新素材を活用することで、付加価値のあるスポーツ用品を開発することができる。最近の典型例は、軟式バットの「ビヨンドマックス」だろう。

「市況はデフレですが、高級品も一部で残して機能性を追求していく必要もあるのではないかと思います。野球の軟式バットの『ビヨンドマックス』が良い例。それまでは軟式バットというと1万5000-1万6000円くらいが相場だったが、『ビヨンドマックス』以降は3万円前後のものが売れるようになった。課題は次に替わる商品が出てきていないということですが」

「社長から言われていることは、付加価値のある技術開発、健康・非スポーツ分野の売り上げを伸ばすこと。スポーツ以外の分野でも製品を開発しようという目的で“ミズノテクニクス”という社名にした経緯もあります」

競技分野で培った技術力を基に、全く別分野で製品化に漕ぎ着けた例がいくつかある。「ビヨンドマックス」にも使用されているカーボンファイバーを時計のベルトに採用したケースだ。カシオ計算機とのコラボで、時計の「G-SHOCK」のベルトを開発した。耐久性があり、「想定外の使い方をしてもベルトが切れて時計をなくさないような」新しいベルトを追求した。

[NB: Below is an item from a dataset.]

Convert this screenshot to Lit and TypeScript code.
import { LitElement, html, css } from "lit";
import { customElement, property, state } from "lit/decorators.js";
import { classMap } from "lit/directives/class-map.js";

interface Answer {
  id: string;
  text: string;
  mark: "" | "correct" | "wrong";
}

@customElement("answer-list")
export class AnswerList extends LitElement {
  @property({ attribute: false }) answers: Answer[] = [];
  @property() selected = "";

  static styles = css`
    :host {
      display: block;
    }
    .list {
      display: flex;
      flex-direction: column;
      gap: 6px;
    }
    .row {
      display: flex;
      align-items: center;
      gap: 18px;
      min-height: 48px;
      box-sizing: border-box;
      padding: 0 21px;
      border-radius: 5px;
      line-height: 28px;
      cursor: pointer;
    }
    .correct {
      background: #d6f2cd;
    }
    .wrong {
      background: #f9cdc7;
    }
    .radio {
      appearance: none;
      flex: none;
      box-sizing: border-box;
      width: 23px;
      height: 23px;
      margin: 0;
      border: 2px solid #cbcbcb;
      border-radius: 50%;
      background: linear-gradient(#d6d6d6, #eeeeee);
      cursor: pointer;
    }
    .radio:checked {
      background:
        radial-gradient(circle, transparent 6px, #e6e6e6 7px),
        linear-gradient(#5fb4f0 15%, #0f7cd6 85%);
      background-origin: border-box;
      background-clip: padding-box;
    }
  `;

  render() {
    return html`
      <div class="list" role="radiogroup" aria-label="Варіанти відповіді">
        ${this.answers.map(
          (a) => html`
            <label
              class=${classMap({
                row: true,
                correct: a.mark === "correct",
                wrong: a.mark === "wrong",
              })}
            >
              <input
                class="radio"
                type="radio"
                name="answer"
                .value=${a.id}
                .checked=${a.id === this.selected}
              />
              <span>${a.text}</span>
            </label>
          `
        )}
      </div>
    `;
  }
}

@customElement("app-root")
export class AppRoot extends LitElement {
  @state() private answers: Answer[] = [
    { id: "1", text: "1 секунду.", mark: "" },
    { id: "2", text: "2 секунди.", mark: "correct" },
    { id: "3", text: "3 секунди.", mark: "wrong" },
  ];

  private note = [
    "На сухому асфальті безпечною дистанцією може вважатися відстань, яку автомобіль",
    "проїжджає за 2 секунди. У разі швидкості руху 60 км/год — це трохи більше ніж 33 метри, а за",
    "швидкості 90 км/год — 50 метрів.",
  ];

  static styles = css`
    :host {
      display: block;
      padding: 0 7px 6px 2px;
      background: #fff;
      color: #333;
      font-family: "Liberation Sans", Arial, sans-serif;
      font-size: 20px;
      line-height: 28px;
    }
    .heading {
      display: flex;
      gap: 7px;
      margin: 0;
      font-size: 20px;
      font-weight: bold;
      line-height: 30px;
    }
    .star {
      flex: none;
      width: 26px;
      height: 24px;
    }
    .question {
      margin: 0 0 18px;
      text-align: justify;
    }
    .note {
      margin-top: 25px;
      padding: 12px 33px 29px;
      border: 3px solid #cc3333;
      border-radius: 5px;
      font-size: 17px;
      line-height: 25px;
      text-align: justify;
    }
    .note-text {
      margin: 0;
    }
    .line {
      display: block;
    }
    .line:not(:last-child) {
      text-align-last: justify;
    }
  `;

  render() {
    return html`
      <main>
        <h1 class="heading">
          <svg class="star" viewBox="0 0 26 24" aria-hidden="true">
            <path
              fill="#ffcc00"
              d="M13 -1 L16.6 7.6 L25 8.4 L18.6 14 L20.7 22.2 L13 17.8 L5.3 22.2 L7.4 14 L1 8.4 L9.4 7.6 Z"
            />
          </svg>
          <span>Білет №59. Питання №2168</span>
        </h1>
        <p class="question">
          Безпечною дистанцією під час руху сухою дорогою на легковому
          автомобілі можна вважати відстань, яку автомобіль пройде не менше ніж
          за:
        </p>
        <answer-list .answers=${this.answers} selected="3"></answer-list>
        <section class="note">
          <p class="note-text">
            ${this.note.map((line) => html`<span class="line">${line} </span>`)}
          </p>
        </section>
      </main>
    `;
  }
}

「それまで『G-SHOCK』のベルトはウレタンがほとんどで、そのままだと加水分解により劣化しやすかった。そこで炭素繊維を使いベルトを作りました」

また、カーボン素材の応用ではないが、テレビを見ながら腹筋運動ができるイス「じつは!腹筋くん」や、体幹を鍛える機能を持ったオフィスでも使える「ゆらゆらクッション」など、日常生活シーンへ向けた開発商品も増えている。

開発の方向性は踊り場に来ている

昨今のスポーツ商材で共通している点は“軽量”だ。シューズもウエアも共通して、「軽くて着やすい、履きやすい」がセールスポイントになっている。

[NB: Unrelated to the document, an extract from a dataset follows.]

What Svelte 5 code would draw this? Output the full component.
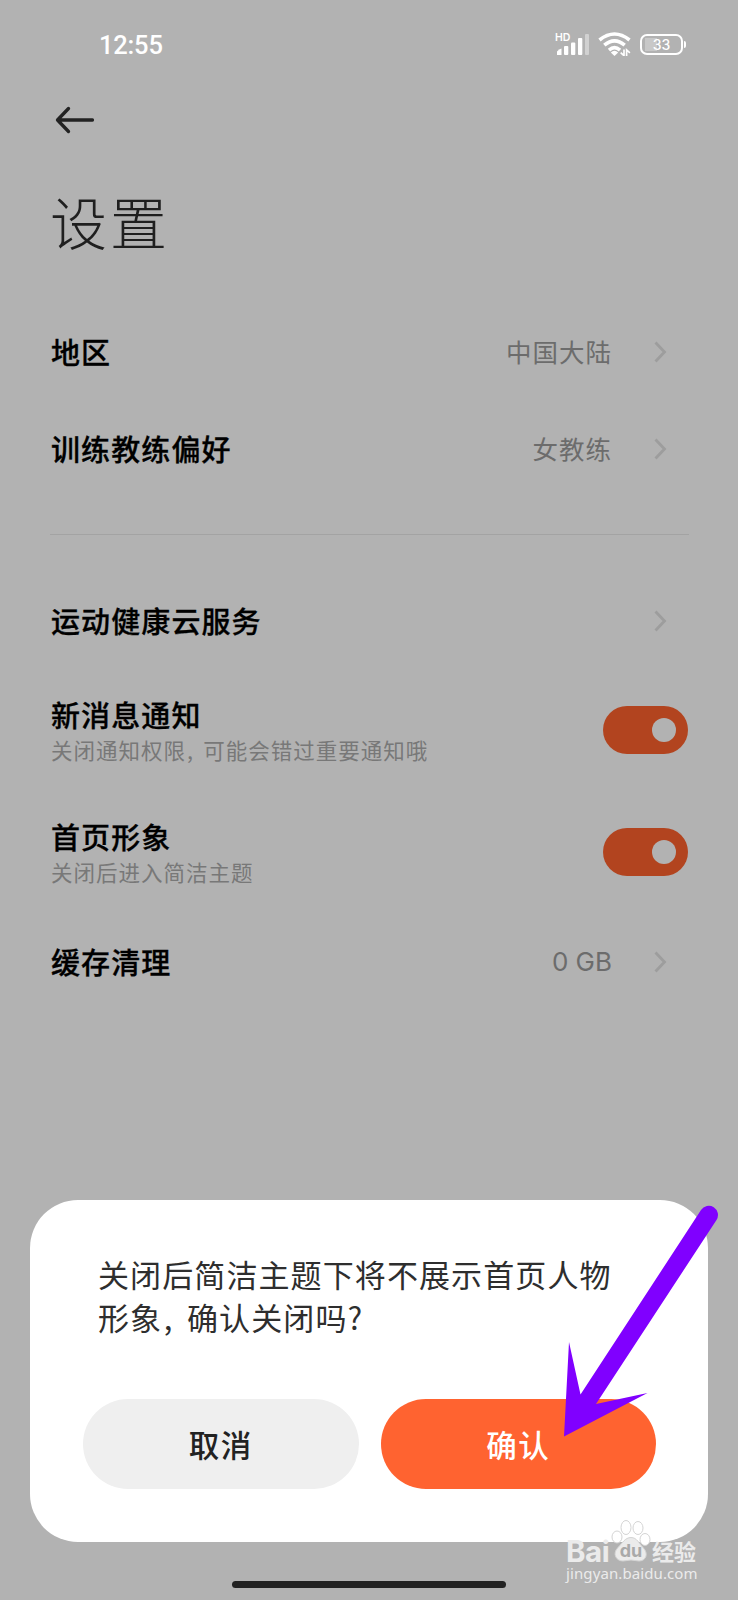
<script>
    let groups = [
        [
            { title: '地区', value: '中国大陆' },
            { title: '训练教练偏好', value: '女教练' }
        ],
        [
            { title: '运动健康云服务' },
            { title: '新消息通知', desc: ['关闭通知权限', '可能会错过重要通知哦'], toggle: true },
            { title: '首页形象', desc: ['关闭后进入简洁主题'], toggle: true },
            { title: '缓存清理', value: '0 GB', latin: true }
        ]
    ];
</script>

<div class="phone">
    <header class="status">
        <span class="time">12:55</span>
        <div class="status-icons">
            <svg class="signal" width="34" height="24" viewBox="0 0 34 24">
                <text x="0" y="9.300" font-size="10.5" font-weight="600" fill="#fff">HD</text>
                <g fill="#fff">
                    <path d="M2 23v-3.500q2-2.500 4.500-3v6.500z" />
                    <rect x="9" y="14" width="4.300" height="9" rx="1" />
                    <rect x="16" y="10.500" width="4.300" height="12.500" rx="1" />
                    <rect x="23" y="6" width="4.300" height="17" rx="1" />
                    <rect x="30" y="2" width="4" height="21" rx="1" opacity=".4" />
                </g>
            </svg>
            <svg class="wifi" width="33" height="24" viewBox="0 0 33 24">
                <g fill="none" stroke="#fff" stroke-width="3.600">
                    <path d="M1.500 8Q16.500-4 31.500 8" />
                    <path d="M6.300 13.200Q16.500 4.500 26.700 13.200" />
                    <path d="M11 18.100Q16.500 13.300 22 18.100" />
                </g>
                <path d="M12.800 20.500q3.700-3.500 7.400 0l-3.700 3.500z" fill="#fff" />
                <path d="M26 17.500v6.200l-3.300-3M28.600 24v-6.200l3.300 3" fill="none" stroke="#fff" stroke-width="1.700" />
            </svg>
            <div class="battery"><span>33</span></div>
        </div>
    </header>

    <nav>
        <svg width="40" height="30" viewBox="0 0 40 30" fill="none" stroke="#222" stroke-width="3.300" stroke-linecap="round" stroke-linejoin="round">
            <path d="M37.500 15H2.500M13.500 3.500L2.500 15l11 11.500" />
        </svg>
    </nav>

    <h1>设置</h1>

    <main>
        {#each groups as group}
            <section>
                {#each group as item}
                    <div class="row" class:tall={item.toggle}>
                        <div class="label">
                            <h2>{item.title}</h2>
                            {#if item.desc}
                                <p>{#each item.desc as part, i}{#if i > 0}<span class="comma">,</span>{/if}{part}{/each}</p>
                            {/if}
                        </div>
                        {#if item.toggle}
                            <div class="toggle"><i></i></div>
                        {:else}
                            {#if item.value}
                                <span class="value" class:latin={item.latin}>{item.value}</span>
                            {/if}
                            <svg class="chevron" width="14" height="22" viewBox="0 0 14 22" fill="none" stroke="#9d9d9d" stroke-width="2.800">
                                <path d="M2.500 1.500L11.500 11l-9 9.500" />
                            </svg>
                        {/if}
                    </div>
                {/each}
            </section>
        {/each}
    </main>

    <div class="dialog">
        <p>关闭后简洁主题下将不展示首页人物<br />形象<span class="comma">,</span>确认关闭吗?</p>
        <div class="actions">
            <button class="cancel">取消</button>
            <button class="confirm">确认</button>
        </div>
    </div>

    <div class="home-bar"></div>

    <!-- pointer towards the confirm button -->
    <svg class="pointer" width="160" height="240" viewBox="0 0 160 240">
        <path d="M4 236.500L9 142l11.500 52.500L141 10A8.900 8.900 0 0 1 156.500 20L36 204l51.500-11z" fill="#8000ff" />
    </svg>

    <div class="watermark">
        <div class="brand">
            <span class="bai">Bai</span>
            <svg width="40" height="44" viewBox="0 0 40 44">
                <g fill="#fff" stroke="#d4d4d4" stroke-width="1">
                    <ellipse cx="6" cy="18" rx="5" ry="6" />
                    <ellipse cx="15" cy="8.500" rx="5" ry="7" />
                    <ellipse cx="27" cy="9" rx="5" ry="6.500" />
                    <ellipse cx="34" cy="20.500" rx="5" ry="6" />
                    <path d="M20 18.500c6 0 8 6 12 10 6 6 3 13.500-4 13.500-3 0-5-1-8-1s-5 1-8 1c-7 0-11-7.500-5-13.500 4-4 7-10 13-10z" fill="#ebebeb" />
                </g>
                <text x="20" y="38" text-anchor="middle" font-size="18" font-weight="700" fill="#a9a9a9">du</text>
            </svg>
            <span class="jy">经验</span>
        </div>
        <div class="url">jingyan.baidu.com</div>
    </div>
</div>

<style>
    :global(body) {
        margin: 0;
    }

    .phone {
        position: relative;
        width: 738px;
        height: 1600px;
        overflow: hidden;
        background: #b2b2b2;
        font-family: "Noto Sans CJK SC", sans-serif;
    }

    .status {
        display: flex;
        justify-content: space-between;
        align-items: center;
        height: 88px;
        padding: 0 51px 0 99px;
        box-sizing: border-box;
        color: #fff;
    }

    .time {
        padding-top: 1px;
        font: 500 25.5px/30px Roboto, sans-serif;
        letter-spacing: -0.2px;
    }

    .status-icons {
        display: flex;
        align-items: center;
        gap: 9px;
    }

    .signal text {
        font-family: Inter, sans-serif;
    }

    .battery {
        position: relative;
        width: 43px;
        height: 21px;
        margin-right: 4px;
        box-sizing: border-box;
        border: 2px solid #fff;
        border-radius: 7px;
        background: linear-gradient(#c8c8c8, #c8c8c8) 3px 2px / 12px 13px no-repeat;
        font: 500 14px/17px Inter, sans-serif;
        text-align: center;
    }

    .battery::after {
        content: '';
        position: absolute;
        right: -5px;
        top: 5px;
        width: 2px;
        height: 7px;
        border-radius: 0 2px 2px 0;
        background: #fff;
    }

    nav {
        display: flex;
        align-items: center;
        height: 64px;
        padding-left: 55px;
    }

    h1 {
        margin: 29px 0 0 50px;
        height: 83px;
        color: #1f1f1f;
        font-size: 57px;
        font-weight: 300;
        line-height: 78px;
        letter-spacing: 3px;
    }

    main {
        padding: 39px 49px 0 50px;
    }

    section + section {
        margin-top: 37px;
        padding-top: 37px;
        border-top: 1px solid #a3a3a3;
    }

    .row {
        display: flex;
        align-items: center;
        height: 97px;
        padding: 0 22px 0 1px;
    }

    .row.tall {
        height: 122px;
        padding-right: 1px;
    }

    .label {
        flex: 1;
        padding-bottom: 2px;
    }

    .tall .label {
        padding: 0;
    }

    h2 {
        margin: 0;
        color: #000;
        font-size: 29px;
        font-weight: 500;
        line-height: 40px;
        letter-spacing: 1.1px;
        -webkit-text-stroke: 0.3px #000;
    }

    .label p {
        margin: 0;
        color: #787878;
        font-size: 21.5px;
        line-height: 32px;
        letter-spacing: 1px;
    }

    .comma {
        display: inline-block;
        width: 0.8em;
        text-indent: 0.05em;
    }

    .value {
        padding-bottom: 2px;
        color: #6c6c6c;
        font-size: 25.5px;
        line-height: 40px;
        letter-spacing: 1px;
    }

    .value.latin {
        padding: 0;
        font-family: Inter, sans-serif;
        font-size: 26px;
        letter-spacing: 0;
    }

    .chevron {
        margin-left: 41px;
    }

    .toggle {
        display: flex;
        align-items: center;
        justify-content: flex-end;
        width: 85px;
        height: 48px;
        padding-right: 12px;
        box-sizing: border-box;
        border-radius: 24px;
        background: #b2441f;
    }

    .toggle i {
        width: 24px;
        height: 24px;
        border-radius: 50%;
        background: #b2b2b2;
    }

    .dialog {
        position: absolute;
        left: 30px;
        top: 1200px;
        width: 678px;
        height: 342px;
        padding: 53px 52px 0 53px;
        box-sizing: border-box;
        border-radius: 48px;
        background: #fff;
    }

    .dialog p {
        height: 146px;
        margin: 0 0 0 15px;
        color: #2e2e2e;
        font-size: 31px;
        line-height: 42.5px;
        letter-spacing: 1.1px;
        white-space: nowrap;
    }

    .dialog .comma {
        width: 0.8em;
    }

    .actions {
        display: flex;
        gap: 22px;
    }

    button {
        flex: 1;
        height: 90px;
        padding: 0;
        border: 0;
        border-radius: 45px;
        font: 500 30.5px/90px "Noto Sans CJK SC", sans-serif;
        letter-spacing: 1.5px;
    }

    .cancel {
        background: #efefef;
        color: #222;
    }

    .confirm {
        background: #ff6330;
        color: #fff;
    }

    .home-bar {
        position: absolute;
        left: 232px;
        top: 1581px;
        width: 274px;
        height: 7px;
        border-radius: 4px;
        background: #222;
    }

    .pointer {
        position: absolute;
        left: 560px;
        top: 1200px;
    }

    .watermark {
        position: absolute;
        left: 566px;
        top: 1519px;
        width: 134px;
        color: #ebebeb;
    }

    .brand {
        display: flex;
        align-items: flex-end;
        height: 44px;
    }

    .brand svg {
        margin-left: 1px;
    }

    .brand text {
        font-family: Inter, sans-serif;
    }

    .bai {
        width: 44px;
        font: 700 29.5px/24px Inter, sans-serif;
        letter-spacing: -0.5px;
    }

    .jy {
        margin-left: 1px;
        font-size: 22px;
        font-weight: 700;
        line-height: 26px;
        white-space: nowrap;
    }

    .url {
        font: 400 15px/20px "Noto Sans", sans-serif;
        letter-spacing: 0.1px;
    }
</style>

「軽くすることは良い事だが、その分の重量をどこへ配置するかがポイント。前から取り組んでいることだが、人と用具の接点の研究をもっとやらないといけない。例えば、ラケットのグリップ部分だとか…。良いものであることは当たり前。これからは“快適にプレーする”ことを重視した方がいいのではないか」

競技シーンでは、新素材開発という点で踊り場を迎えているようだ。

「以前は炭素繊維の新しい素材が出たら早い段階で当社へ紹介してもらえた。ところが最近新しいものがでてこなくなった感じがする。テニスラケットも一時ほどブームになっていないのでは。新しいラケットといっても何が変わったのか分かりにくい。ゴルフのシャフトも然り。これは新しい素材が出てこないことが大きな要因だと思う」

新素材の探求、快適性の追求など、スポーツの機能開発は新たな局面を迎えているのだろうか。

略歴
樋口良司(ひぐち・りょうじ)氏 1952年生まれ。75年3月、ミズノ入社。2000年3月、養老工場技術部部長。02年4月、ミズノテクニクス副社長。07年6月、ミズノテクニクス代表取締役社長。12年6月、取締役(研究開発本部・品質保証部担当)。